● SET PROBLEM: Can you print the data exactly and leave out each image?
----
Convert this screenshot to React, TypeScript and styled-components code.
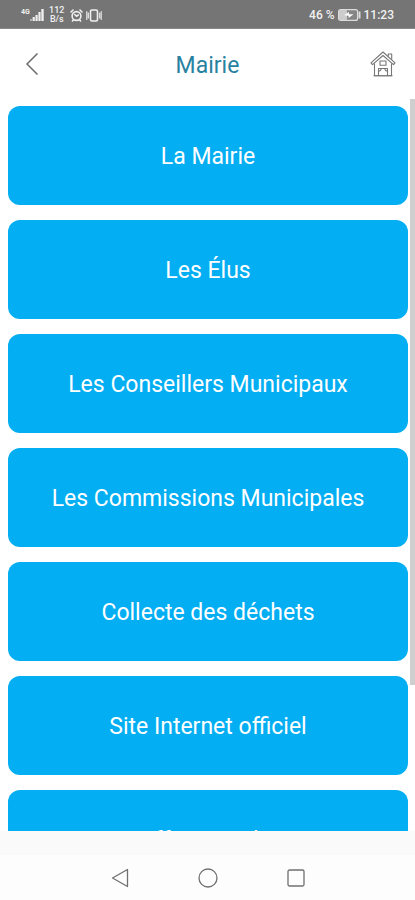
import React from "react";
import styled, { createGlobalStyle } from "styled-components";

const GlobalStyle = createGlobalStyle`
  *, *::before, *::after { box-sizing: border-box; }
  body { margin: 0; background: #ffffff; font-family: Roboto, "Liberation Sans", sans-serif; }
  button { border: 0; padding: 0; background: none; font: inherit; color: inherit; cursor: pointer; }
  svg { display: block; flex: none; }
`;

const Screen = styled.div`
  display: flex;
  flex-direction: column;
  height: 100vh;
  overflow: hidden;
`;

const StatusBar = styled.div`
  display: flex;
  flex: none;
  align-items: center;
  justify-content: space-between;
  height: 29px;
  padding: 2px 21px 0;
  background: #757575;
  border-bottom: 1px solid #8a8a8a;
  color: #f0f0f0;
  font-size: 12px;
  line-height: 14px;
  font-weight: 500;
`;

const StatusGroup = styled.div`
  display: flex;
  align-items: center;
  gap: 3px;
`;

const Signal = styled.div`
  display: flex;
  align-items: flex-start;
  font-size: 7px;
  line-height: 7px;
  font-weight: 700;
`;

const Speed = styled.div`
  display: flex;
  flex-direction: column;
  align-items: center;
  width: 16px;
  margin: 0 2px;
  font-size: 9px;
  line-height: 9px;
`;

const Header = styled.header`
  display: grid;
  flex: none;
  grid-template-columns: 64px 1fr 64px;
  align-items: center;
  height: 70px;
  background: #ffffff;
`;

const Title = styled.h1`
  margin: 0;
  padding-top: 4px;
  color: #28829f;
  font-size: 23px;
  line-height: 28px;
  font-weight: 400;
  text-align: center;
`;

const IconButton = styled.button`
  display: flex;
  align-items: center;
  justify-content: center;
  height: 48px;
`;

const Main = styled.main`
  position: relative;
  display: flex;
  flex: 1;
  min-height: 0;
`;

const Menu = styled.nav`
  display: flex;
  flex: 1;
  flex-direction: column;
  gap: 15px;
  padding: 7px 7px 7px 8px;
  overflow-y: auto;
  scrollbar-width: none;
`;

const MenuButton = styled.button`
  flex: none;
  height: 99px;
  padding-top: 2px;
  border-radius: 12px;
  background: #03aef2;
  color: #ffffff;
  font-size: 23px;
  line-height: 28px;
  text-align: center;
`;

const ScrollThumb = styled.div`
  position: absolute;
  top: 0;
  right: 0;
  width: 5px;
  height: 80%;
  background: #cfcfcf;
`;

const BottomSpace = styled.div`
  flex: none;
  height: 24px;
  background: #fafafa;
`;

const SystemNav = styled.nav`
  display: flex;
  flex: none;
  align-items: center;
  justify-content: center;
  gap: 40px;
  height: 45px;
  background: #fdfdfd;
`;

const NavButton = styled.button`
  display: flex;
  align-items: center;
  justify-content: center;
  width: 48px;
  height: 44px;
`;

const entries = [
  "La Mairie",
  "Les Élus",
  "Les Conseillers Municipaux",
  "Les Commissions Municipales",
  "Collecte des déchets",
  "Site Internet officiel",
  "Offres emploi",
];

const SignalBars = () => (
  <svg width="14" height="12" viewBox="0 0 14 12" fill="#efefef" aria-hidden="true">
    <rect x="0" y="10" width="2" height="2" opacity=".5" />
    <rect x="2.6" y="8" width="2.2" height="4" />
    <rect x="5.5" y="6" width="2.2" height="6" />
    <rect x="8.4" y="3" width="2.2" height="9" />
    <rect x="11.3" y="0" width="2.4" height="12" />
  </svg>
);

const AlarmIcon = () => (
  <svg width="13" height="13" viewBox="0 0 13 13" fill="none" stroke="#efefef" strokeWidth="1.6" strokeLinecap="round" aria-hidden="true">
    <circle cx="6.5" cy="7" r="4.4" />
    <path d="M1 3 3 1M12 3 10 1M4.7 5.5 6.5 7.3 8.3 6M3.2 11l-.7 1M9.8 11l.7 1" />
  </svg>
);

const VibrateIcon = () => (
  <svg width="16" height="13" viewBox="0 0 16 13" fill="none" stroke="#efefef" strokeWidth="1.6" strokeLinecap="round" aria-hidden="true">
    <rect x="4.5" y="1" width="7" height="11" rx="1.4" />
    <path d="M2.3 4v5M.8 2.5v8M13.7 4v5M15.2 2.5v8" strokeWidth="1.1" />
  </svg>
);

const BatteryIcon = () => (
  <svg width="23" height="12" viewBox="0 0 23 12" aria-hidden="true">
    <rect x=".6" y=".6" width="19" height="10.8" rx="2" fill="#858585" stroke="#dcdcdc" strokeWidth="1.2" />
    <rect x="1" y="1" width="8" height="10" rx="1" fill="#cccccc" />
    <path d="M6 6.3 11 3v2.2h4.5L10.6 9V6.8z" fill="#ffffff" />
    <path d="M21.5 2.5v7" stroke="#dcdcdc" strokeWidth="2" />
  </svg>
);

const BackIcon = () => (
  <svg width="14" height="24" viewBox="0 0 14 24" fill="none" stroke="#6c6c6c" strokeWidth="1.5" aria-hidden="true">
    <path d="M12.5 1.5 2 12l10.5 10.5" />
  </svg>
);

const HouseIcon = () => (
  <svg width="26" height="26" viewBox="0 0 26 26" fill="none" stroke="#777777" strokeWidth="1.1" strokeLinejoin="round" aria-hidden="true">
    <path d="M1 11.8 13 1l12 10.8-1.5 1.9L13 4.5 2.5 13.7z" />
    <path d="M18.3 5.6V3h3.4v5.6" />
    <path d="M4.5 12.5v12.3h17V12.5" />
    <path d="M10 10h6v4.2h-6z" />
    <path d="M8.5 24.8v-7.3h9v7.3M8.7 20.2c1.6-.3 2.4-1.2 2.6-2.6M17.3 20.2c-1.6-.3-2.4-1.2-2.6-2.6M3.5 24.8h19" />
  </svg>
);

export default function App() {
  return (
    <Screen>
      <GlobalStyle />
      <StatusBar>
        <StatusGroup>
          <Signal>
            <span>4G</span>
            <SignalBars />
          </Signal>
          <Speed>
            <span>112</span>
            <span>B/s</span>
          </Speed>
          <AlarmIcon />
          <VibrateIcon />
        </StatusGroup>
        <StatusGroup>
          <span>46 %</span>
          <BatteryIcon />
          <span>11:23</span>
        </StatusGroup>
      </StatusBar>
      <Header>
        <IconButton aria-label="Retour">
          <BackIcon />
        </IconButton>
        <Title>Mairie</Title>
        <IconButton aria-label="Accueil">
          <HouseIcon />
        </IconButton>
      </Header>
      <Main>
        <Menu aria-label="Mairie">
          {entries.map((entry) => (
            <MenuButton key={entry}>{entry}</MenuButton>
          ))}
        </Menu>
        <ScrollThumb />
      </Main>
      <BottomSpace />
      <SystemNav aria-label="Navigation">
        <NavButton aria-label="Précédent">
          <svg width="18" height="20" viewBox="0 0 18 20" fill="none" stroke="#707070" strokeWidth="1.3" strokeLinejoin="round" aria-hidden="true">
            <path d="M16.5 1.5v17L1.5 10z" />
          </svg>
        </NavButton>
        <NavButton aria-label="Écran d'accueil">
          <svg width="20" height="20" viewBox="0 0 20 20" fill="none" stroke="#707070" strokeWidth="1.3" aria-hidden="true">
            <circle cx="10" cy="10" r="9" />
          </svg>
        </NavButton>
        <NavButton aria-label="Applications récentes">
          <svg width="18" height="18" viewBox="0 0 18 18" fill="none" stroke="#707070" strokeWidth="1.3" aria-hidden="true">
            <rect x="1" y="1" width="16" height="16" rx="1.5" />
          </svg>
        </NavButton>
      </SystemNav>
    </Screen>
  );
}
----
● PROBLEM SOLUTION:
Convert this screenshot to React, TypeScript and styled-components code.
import React from "react";
import styled, { createGlobalStyle } from "styled-components";

const GlobalStyle = createGlobalStyle`
  *, *::before, *::after { box-sizing: border-box; }
  body { margin: 0; background: #ffffff; font-family: Roboto, "Liberation Sans", sans-serif; }
  button { border: 0; padding: 0; background: none; font: inherit; color: inherit; cursor: pointer; }
  svg { display: block; flex: none; }
`;

const Screen = styled.div`
  display: flex;
  flex-direction: column;
  height: 100vh;
  overflow: hidden;
`;

const StatusBar = styled.div`
  display: flex;
  flex: none;
  align-items: center;
  justify-content: space-between;
  height: 29px;
  padding: 2px 21px 0;
  background: #757575;
  border-bottom: 1px solid #8a8a8a;
  color: #f0f0f0;
  font-size: 12px;
  line-height: 14px;
  font-weight: 500;
`;

const StatusGroup = styled.div`
  display: flex;
  align-items: center;
  gap: 3px;
`;

const Signal = styled.div`
  display: flex;
  align-items: flex-start;
  font-size: 7px;
  line-height: 7px;
  font-weight: 700;
`;

const Speed = styled.div`
  display: flex;
  flex-direction: column;
  align-items: center;
  width: 16px;
  margin: 0 2px;
  font-size: 9px;
  line-height: 9px;
`;

const Header = styled.header`
  display: grid;
  flex: none;
  grid-template-columns: 64px 1fr 64px;
  align-items: center;
  height: 70px;
  background: #ffffff;
`;

const Title = styled.h1`
  margin: 0;
  padding-top: 4px;
  color: #28829f;
  font-size: 23px;
  line-height: 28px;
  font-weight: 400;
  text-align: center;
`;

const IconButton = styled.button`
  display: flex;
  align-items: center;
  justify-content: center;
  height: 48px;
`;

const Main = styled.main`
  position: relative;
  display: flex;
  flex: 1;
  min-height: 0;
`;

const Menu = styled.nav`
  display: flex;
  flex: 1;
  flex-direction: column;
  gap: 15px;
  padding: 7px 7px 7px 8px;
  overflow-y: auto;
  scrollbar-width: none;
`;

const MenuButton = styled.button`
  flex: none;
  height: 99px;
  padding-top: 2px;
  border-radius: 12px;
  background: #03aef2;
  color: #ffffff;
  font-size: 23px;
  line-height: 28px;
  text-align: center;
`;

const ScrollThumb = styled.div`
  position: absolute;
  top: 0;
  right: 0;
  width: 5px;
  height: 80%;
  background: #cfcfcf;
`;

const BottomSpace = styled.div`
  flex: none;
  height: 24px;
  background: #fafafa;
`;

const SystemNav = styled.nav`
  display: flex;
  flex: none;
  align-items: center;
  justify-content: center;
  gap: 40px;
  height: 45px;
  background: #fdfdfd;
`;

const NavButton = styled.button`
  display: flex;
  align-items: center;
  justify-content: center;
  width: 48px;
  height: 44px;
`;

const entries = [
  "La Mairie",
  "Les Élus",
  "Les Conseillers Municipaux",
  "Les Commissions Municipales",
  "Collecte des déchets",
  "Site Internet officiel",
  "Offres emploi",
];

const SignalBars = () => (
  <svg width="14" height="12" viewBox="0 0 14 12" fill="#efefef" aria-hidden="true">
    <rect x="0" y="10" width="2" height="2" opacity=".5" />
    <rect x="2.6" y="8" width="2.2" height="4" />
    <rect x="5.5" y="6" width="2.2" height="6" />
    <rect x="8.4" y="3" width="2.2" height="9" />
    <rect x="11.3" y="0" width="2.4" height="12" />
  </svg>
);

const AlarmIcon = () => (
  <svg width="13" height="13" viewBox="0 0 13 13" fill="none" stroke="#efefef" strokeWidth="1.6" strokeLinecap="round" aria-hidden="true">
    <circle cx="6.5" cy="7" r="4.4" />
    <path d="M1 3 3 1M12 3 10 1M4.7 5.5 6.5 7.3 8.3 6M3.2 11l-.7 1M9.8 11l.7 1" />
  </svg>
);

const VibrateIcon = () => (
  <svg width="16" height="13" viewBox="0 0 16 13" fill="none" stroke="#efefef" strokeWidth="1.6" strokeLinecap="round" aria-hidden="true">
    <rect x="4.5" y="1" width="7" height="11" rx="1.4" />
    <path d="M2.3 4v5M.8 2.5v8M13.7 4v5M15.2 2.5v8" strokeWidth="1.1" />
  </svg>
);

const BatteryIcon = () => (
  <svg width="23" height="12" viewBox="0 0 23 12" aria-hidden="true">
    <rect x=".6" y=".6" width="19" height="10.8" rx="2" fill="#858585" stroke="#dcdcdc" strokeWidth="1.2" />
    <rect x="1" y="1" width="8" height="10" rx="1" fill="#cccccc" />
    <path d="M6 6.3 11 3v2.2h4.5L10.6 9V6.8z" fill="#ffffff" />
    <path d="M21.5 2.5v7" stroke="#dcdcdc" strokeWidth="2" />
  </svg>
);

const BackIcon = () => (
  <svg width="14" height="24" viewBox="0 0 14 24" fill="none" stroke="#6c6c6c" strokeWidth="1.5" aria-hidden="true">
    <path d="M12.5 1.5 2 12l10.5 10.5" />
  </svg>
);

const HouseIcon = () => (
  <svg width="26" height="26" viewBox="0 0 26 26" fill="none" stroke="#777777" strokeWidth="1.1" strokeLinejoin="round" aria-hidden="true">
    <path d="M1 11.8 13 1l12 10.8-1.5 1.9L13 4.5 2.5 13.7z" />
    <path d="M18.3 5.6V3h3.4v5.6" />
    <path d="M4.5 12.5v12.3h17V12.5" />
    <path d="M10 10h6v4.2h-6z" />
    <path d="M8.5 24.8v-7.3h9v7.3M8.7 20.2c1.6-.3 2.4-1.2 2.6-2.6M17.3 20.2c-1.6-.3-2.4-1.2-2.6-2.6M3.5 24.8h19" />
  </svg>
);

export default function App() {
  return (
    <Screen>
      <GlobalStyle />
      <StatusBar>
        <StatusGroup>
          <Signal>
            <span>4G</span>
            <SignalBars />
          </Signal>
          <Speed>
            <span>112</span>
            <span>B/s</span>
          </Speed>
          <AlarmIcon />
          <VibrateIcon />
        </StatusGroup>
        <StatusGroup>
          <span>46 %</span>
          <BatteryIcon />
          <span>11:23</span>
        </StatusGroup>
      </StatusBar>
      <Header>
        <IconButton aria-label="Retour">
          <BackIcon />
        </IconButton>
        <Title>Mairie</Title>
        <IconButton aria-label="Accueil">
          <HouseIcon />
        </IconButton>
      </Header>
      <Main>
        <Menu aria-label="Mairie">
          {entries.map((entry) => (
            <MenuButton key={entry}>{entry}</MenuButton>
          ))}
        </Menu>
        <ScrollThumb />
      </Main>
      <BottomSpace />
      <SystemNav aria-label="Navigation">
        <NavButton aria-label="Précédent">
          <svg width="18" height="20" viewBox="0 0 18 20" fill="none" stroke="#707070" strokeWidth="1.3" strokeLinejoin="round" aria-hidden="true">
            <path d="M16.5 1.5v17L1.5 10z" />
          </svg>
        </NavButton>
        <NavButton aria-label="Écran d'accueil">
          <svg width="20" height="20" viewBox="0 0 20 20" fill="none" stroke="#707070" strokeWidth="1.3" aria-hidden="true">
            <circle cx="10" cy="10" r="9" />
          </svg>
        </NavButton>
        <NavButton aria-label="Applications récentes">
          <svg width="18" height="18" viewBox="0 0 18 18" fill="none" stroke="#707070" strokeWidth="1.3" aria-hidden="true">
            <rect x="1" y="1" width="16" height="16" rx="1.5" />
          </svg>
        </NavButton>
      </SystemNav>
    </Screen>
  );
}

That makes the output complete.